## What you are asked to do
Leave out the pictures and repeat everything else in the records exactly.

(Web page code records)

- - -

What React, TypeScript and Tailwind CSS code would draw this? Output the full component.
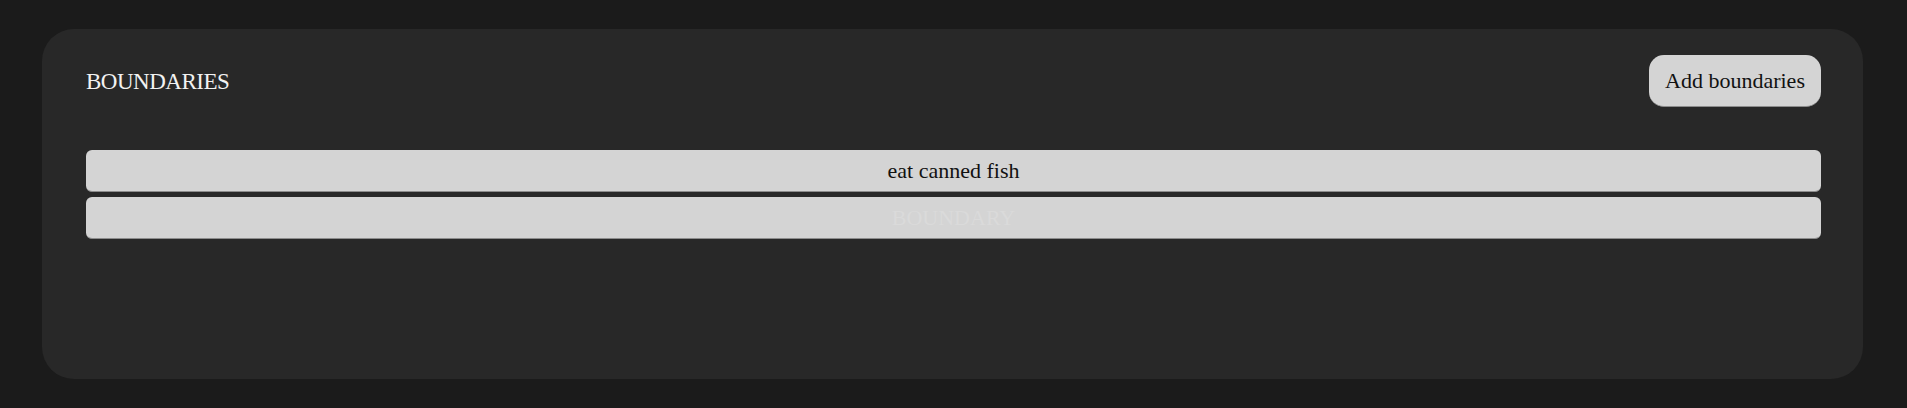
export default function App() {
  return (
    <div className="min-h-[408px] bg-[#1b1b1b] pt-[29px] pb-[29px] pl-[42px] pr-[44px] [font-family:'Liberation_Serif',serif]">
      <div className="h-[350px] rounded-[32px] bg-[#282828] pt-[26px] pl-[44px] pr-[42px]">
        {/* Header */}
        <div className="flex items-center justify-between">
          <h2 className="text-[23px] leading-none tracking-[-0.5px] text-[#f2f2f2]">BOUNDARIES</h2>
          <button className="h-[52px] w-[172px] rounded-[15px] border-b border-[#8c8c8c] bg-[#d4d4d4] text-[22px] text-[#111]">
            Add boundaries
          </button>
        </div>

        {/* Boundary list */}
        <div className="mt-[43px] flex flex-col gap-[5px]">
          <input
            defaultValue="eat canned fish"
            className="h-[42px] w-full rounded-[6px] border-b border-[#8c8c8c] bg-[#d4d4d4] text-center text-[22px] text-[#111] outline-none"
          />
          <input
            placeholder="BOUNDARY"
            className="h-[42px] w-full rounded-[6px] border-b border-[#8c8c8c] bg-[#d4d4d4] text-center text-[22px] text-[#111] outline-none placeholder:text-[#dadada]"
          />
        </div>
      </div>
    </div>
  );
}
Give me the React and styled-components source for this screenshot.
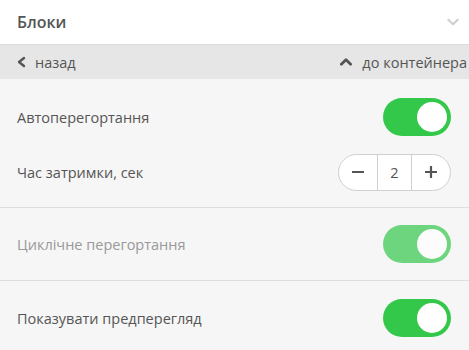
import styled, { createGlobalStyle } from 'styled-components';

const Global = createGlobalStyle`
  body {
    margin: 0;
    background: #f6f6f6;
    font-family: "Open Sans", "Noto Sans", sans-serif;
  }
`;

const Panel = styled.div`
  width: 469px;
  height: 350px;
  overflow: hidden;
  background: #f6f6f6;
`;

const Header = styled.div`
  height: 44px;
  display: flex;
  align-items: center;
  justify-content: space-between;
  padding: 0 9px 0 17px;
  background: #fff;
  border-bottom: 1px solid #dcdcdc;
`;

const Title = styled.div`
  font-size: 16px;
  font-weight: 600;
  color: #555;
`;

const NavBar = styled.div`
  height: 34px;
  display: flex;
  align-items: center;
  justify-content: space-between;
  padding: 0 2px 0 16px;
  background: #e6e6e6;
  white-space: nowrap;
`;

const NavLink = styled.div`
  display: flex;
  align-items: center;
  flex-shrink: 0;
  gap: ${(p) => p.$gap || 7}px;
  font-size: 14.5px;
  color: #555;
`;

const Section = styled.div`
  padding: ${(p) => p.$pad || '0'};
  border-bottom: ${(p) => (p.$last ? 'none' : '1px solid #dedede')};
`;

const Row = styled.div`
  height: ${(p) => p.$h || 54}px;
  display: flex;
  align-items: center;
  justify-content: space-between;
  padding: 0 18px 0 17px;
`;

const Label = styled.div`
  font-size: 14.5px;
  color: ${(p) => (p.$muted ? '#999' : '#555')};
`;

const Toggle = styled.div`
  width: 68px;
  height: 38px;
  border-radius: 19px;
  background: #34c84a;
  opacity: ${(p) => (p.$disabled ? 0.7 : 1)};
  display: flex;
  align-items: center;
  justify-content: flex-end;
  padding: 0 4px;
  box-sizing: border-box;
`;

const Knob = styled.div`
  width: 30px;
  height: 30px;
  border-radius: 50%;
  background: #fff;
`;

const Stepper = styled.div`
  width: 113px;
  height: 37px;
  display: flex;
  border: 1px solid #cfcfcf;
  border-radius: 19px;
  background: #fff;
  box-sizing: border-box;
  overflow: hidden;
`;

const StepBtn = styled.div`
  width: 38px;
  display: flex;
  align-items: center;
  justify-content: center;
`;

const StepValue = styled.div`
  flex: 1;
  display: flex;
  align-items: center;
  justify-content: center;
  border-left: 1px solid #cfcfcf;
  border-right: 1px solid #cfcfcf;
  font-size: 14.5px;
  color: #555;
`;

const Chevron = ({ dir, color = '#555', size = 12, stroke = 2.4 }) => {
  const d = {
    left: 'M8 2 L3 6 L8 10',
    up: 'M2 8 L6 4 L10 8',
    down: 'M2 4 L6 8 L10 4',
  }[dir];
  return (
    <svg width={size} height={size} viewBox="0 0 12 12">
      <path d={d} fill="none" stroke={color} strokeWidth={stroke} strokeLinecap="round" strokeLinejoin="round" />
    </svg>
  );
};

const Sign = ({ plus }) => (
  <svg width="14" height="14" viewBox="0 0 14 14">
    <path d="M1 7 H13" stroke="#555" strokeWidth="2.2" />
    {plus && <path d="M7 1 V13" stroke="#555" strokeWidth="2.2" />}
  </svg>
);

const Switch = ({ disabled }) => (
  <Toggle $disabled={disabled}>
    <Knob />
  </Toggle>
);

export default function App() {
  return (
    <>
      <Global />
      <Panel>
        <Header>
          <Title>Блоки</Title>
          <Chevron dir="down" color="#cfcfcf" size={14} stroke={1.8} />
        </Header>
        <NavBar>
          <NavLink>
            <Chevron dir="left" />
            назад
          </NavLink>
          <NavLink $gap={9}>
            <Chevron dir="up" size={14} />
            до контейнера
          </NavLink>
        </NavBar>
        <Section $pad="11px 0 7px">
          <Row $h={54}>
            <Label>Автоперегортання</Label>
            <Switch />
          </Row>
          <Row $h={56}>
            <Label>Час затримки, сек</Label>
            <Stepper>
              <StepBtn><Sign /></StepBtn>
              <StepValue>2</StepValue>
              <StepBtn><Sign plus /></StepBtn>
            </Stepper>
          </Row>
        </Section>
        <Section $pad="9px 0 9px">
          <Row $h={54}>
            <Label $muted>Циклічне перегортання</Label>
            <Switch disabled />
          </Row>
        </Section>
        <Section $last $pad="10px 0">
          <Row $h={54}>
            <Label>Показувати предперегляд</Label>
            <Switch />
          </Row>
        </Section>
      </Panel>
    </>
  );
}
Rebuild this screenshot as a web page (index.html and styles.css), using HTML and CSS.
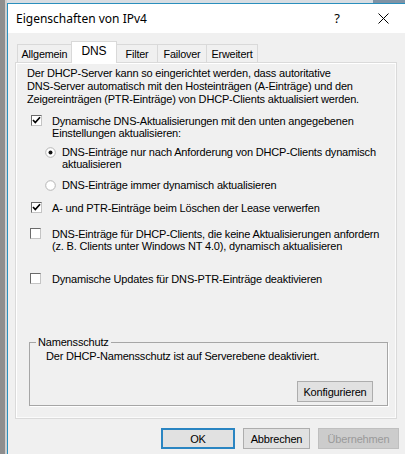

- - -

## Exercise response
What React, TypeScript and Tailwind CSS code would draw this? Output the full component.
export default function App() {
  return (
    <div className="min-h-[408px] bg-[#1b1b1b] pt-[29px] pb-[29px] pl-[42px] pr-[44px] [font-family:'Liberation_Serif',serif]">
      <div className="h-[350px] rounded-[32px] bg-[#282828] pt-[26px] pl-[44px] pr-[42px]">
        {/* Header */}
        <div className="flex items-center justify-between">
          <h2 className="text-[23px] leading-none tracking-[-0.5px] text-[#f2f2f2]">BOUNDARIES</h2>
          <button className="h-[52px] w-[172px] rounded-[15px] border-b border-[#8c8c8c] bg-[#d4d4d4] text-[22px] text-[#111]">
            Add boundaries
          </button>
        </div>

        {/* Boundary list */}
        <div className="mt-[43px] flex flex-col gap-[5px]">
          <input
            defaultValue="eat canned fish"
            className="h-[42px] w-full rounded-[6px] border-b border-[#8c8c8c] bg-[#d4d4d4] text-center text-[22px] text-[#111] outline-none"
          />
          <input
            placeholder="BOUNDARY"
            className="h-[42px] w-full rounded-[6px] border-b border-[#8c8c8c] bg-[#d4d4d4] text-center text-[22px] text-[#111] outline-none placeholder:text-[#dadada]"
          />
        </div>
      </div>
    </div>
  );
}
Give me the React and styled-components source for this screenshot.
import styled, { createGlobalStyle } from 'styled-components';

const Global = createGlobalStyle`
  body {
    margin: 0;
    background: #f6f6f6;
    font-family: "Open Sans", "Noto Sans", sans-serif;
  }
`;

const Panel = styled.div`
  width: 469px;
  height: 350px;
  overflow: hidden;
  background: #f6f6f6;
`;

const Header = styled.div`
  height: 44px;
  display: flex;
  align-items: center;
  justify-content: space-between;
  padding: 0 9px 0 17px;
  background: #fff;
  border-bottom: 1px solid #dcdcdc;
`;

const Title = styled.div`
  font-size: 16px;
  font-weight: 600;
  color: #555;
`;

const NavBar = styled.div`
  height: 34px;
  display: flex;
  align-items: center;
  justify-content: space-between;
  padding: 0 2px 0 16px;
  background: #e6e6e6;
  white-space: nowrap;
`;

const NavLink = styled.div`
  display: flex;
  align-items: center;
  flex-shrink: 0;
  gap: ${(p) => p.$gap || 7}px;
  font-size: 14.5px;
  color: #555;
`;

const Section = styled.div`
  padding: ${(p) => p.$pad || '0'};
  border-bottom: ${(p) => (p.$last ? 'none' : '1px solid #dedede')};
`;

const Row = styled.div`
  height: ${(p) => p.$h || 54}px;
  display: flex;
  align-items: center;
  justify-content: space-between;
  padding: 0 18px 0 17px;
`;

const Label = styled.div`
  font-size: 14.5px;
  color: ${(p) => (p.$muted ? '#999' : '#555')};
`;

const Toggle = styled.div`
  width: 68px;
  height: 38px;
  border-radius: 19px;
  background: #34c84a;
  opacity: ${(p) => (p.$disabled ? 0.7 : 1)};
  display: flex;
  align-items: center;
  justify-content: flex-end;
  padding: 0 4px;
  box-sizing: border-box;
`;

const Knob = styled.div`
  width: 30px;
  height: 30px;
  border-radius: 50%;
  background: #fff;
`;

const Stepper = styled.div`
  width: 113px;
  height: 37px;
  display: flex;
  border: 1px solid #cfcfcf;
  border-radius: 19px;
  background: #fff;
  box-sizing: border-box;
  overflow: hidden;
`;

const StepBtn = styled.div`
  width: 38px;
  display: flex;
  align-items: center;
  justify-content: center;
`;

const StepValue = styled.div`
  flex: 1;
  display: flex;
  align-items: center;
  justify-content: center;
  border-left: 1px solid #cfcfcf;
  border-right: 1px solid #cfcfcf;
  font-size: 14.5px;
  color: #555;
`;

const Chevron = ({ dir, color = '#555', size = 12, stroke = 2.4 }) => {
  const d = {
    left: 'M8 2 L3 6 L8 10',
    up: 'M2 8 L6 4 L10 8',
    down: 'M2 4 L6 8 L10 4',
  }[dir];
  return (
    <svg width={size} height={size} viewBox="0 0 12 12">
      <path d={d} fill="none" stroke={color} strokeWidth={stroke} strokeLinecap="round" strokeLinejoin="round" />
    </svg>
  );
};

const Sign = ({ plus }) => (
  <svg width="14" height="14" viewBox="0 0 14 14">
    <path d="M1 7 H13" stroke="#555" strokeWidth="2.2" />
    {plus && <path d="M7 1 V13" stroke="#555" strokeWidth="2.2" />}
  </svg>
);

const Switch = ({ disabled }) => (
  <Toggle $disabled={disabled}>
    <Knob />
  </Toggle>
);

export default function App() {
  return (
    <>
      <Global />
      <Panel>
        <Header>
          <Title>Блоки</Title>
          <Chevron dir="down" color="#cfcfcf" size={14} stroke={1.8} />
        </Header>
        <NavBar>
          <NavLink>
            <Chevron dir="left" />
            назад
          </NavLink>
          <NavLink $gap={9}>
            <Chevron dir="up" size={14} />
            до контейнера
          </NavLink>
        </NavBar>
        <Section $pad="11px 0 7px">
          <Row $h={54}>
            <Label>Автоперегортання</Label>
            <Switch />
          </Row>
          <Row $h={56}>
            <Label>Час затримки, сек</Label>
            <Stepper>
              <StepBtn><Sign /></StepBtn>
              <StepValue>2</StepValue>
              <StepBtn><Sign plus /></StepBtn>
            </Stepper>
          </Row>
        </Section>
        <Section $pad="9px 0 9px">
          <Row $h={54}>
            <Label $muted>Циклічне перегортання</Label>
            <Switch disabled />
          </Row>
        </Section>
        <Section $last $pad="10px 0">
          <Row $h={54}>
            <Label>Показувати предперегляд</Label>
            <Switch />
          </Row>
        </Section>
      </Panel>
    </>
  );
}
Rebuild this screenshot as a web page (index.html and styles.css), using HTML and CSS.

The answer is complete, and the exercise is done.